The government has introduced a bill in Parliament to lower the voting age for local elections to 16, a move being welcomed by some and opposed by others.
“He tino rawe tēnei aheinga mō ngā rangatahi tekau mā ono te pakeke ki te pōti,” says Te Pāti Māori’s 20-year old candidate for Hauraki-Waikato, Hana-Rāwhiti Maipi-Clarke. (It would be great for 16-year-olds to be able to vote.)
However, suffrage should come with education on key civics and political matters, she says.
Thomas Brocherie, co-founder of Make it 16, the youth campaign advocating for 16- and 17-year-olds to be able to vote, says lowering the voting age for local elections is a “brilliant, brilliant first step.”
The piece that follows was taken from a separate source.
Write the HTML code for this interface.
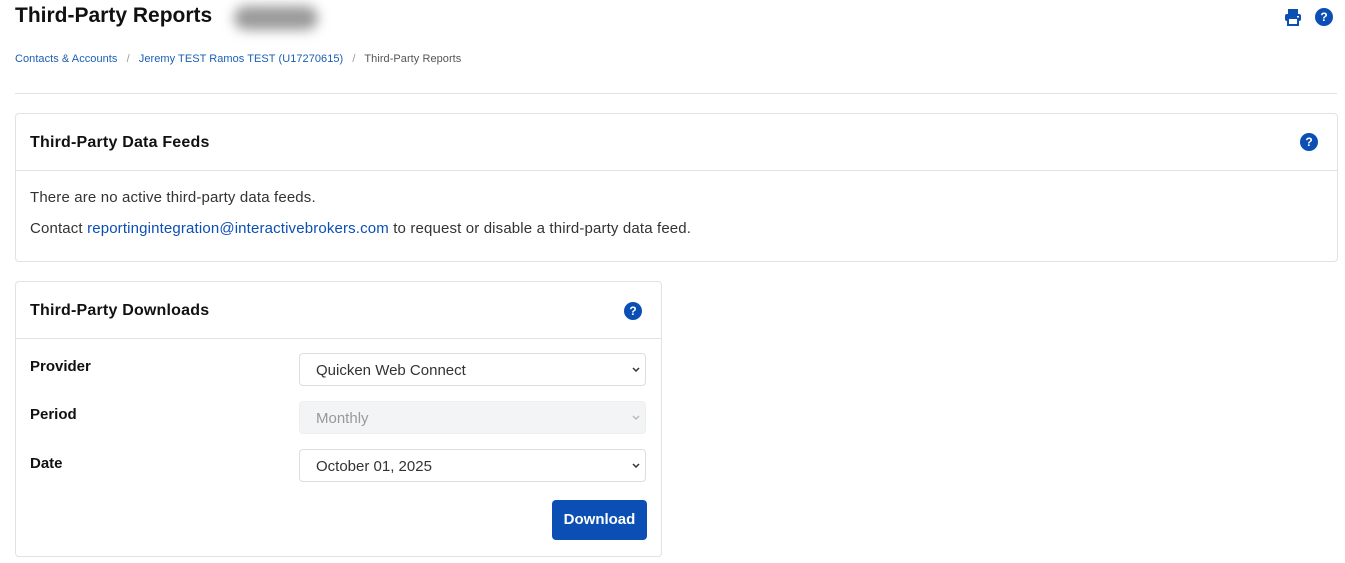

Young Greens’ equity officer and year thirteen student Johnny Bentley-Cribb says the youth wing believes “16 and 17-year-olds should also be allowed to vote in central elections.”
“The age of non-discrimination in NZ is 16, so there is no qualification for the fact that the current age for voting is 18,” he says.
But National Party MP Paul Goldsmith says the current age of 18 “works fine.”
“I am amazed they (the government) are prioritising this before the election,” he says, adding that National will not be supporting the bill.
Voting rights through the ages
When New Zealand’s first Parliament was elected in 1854, only men over the age of 21 who owned or leased property over a certain value could vote in the elections. This criteria largely excluded Māori, who had communal land ownership. The establishment of four Māori seats in 1867 extended voting rights to Māori men over 21 years of age, although universal suffrage for all males over 21 came only in 1879.
In 1893 New Zealand became the first country to grant universal suffrage to women. The minimum age for voting was still 21 and would remain so until 1969, when it was lowered to 20. The current age of 18 was introduced in 1974.
In November 2022, Make It 16 moved the Supreme Court to declare that setting the voting age at 18 was inconsistent with the Bill of Rights Act, on the basis of age-based discrimination. This was followed by an announcement from the then Prime Minister Jacinda Ardern that “the cabinet had resolved to draft a piece of legislation with a proposal to lower the voting age to 16 for the whole of parliament to consider.”
A matter of majority
Changing the voting age for the general elections, however, requires a super majority (75% MPs in favour), something that would only be possible with support from at least some National Party MPs. But with National’s caucus reaching a party decision that 18 was the appropriate voting age, this became very unlikely.
However, lowering the age for local elections requires only a simple majority, which Labour already has. The Greens support changing the voting age to 16 and leader David Seymour has said ACT supports lowering the voting age at the local level.
This has prompted the government to introduce the Electoral (Lowering Voting Age for Local Elections and Polls) Legislation Bill on Tuesday. However, with only two more sitting weeks for parliament, and a considerable number of bills being debated under urgency, it is unlikely the bill will progress to select committee stage before the elections.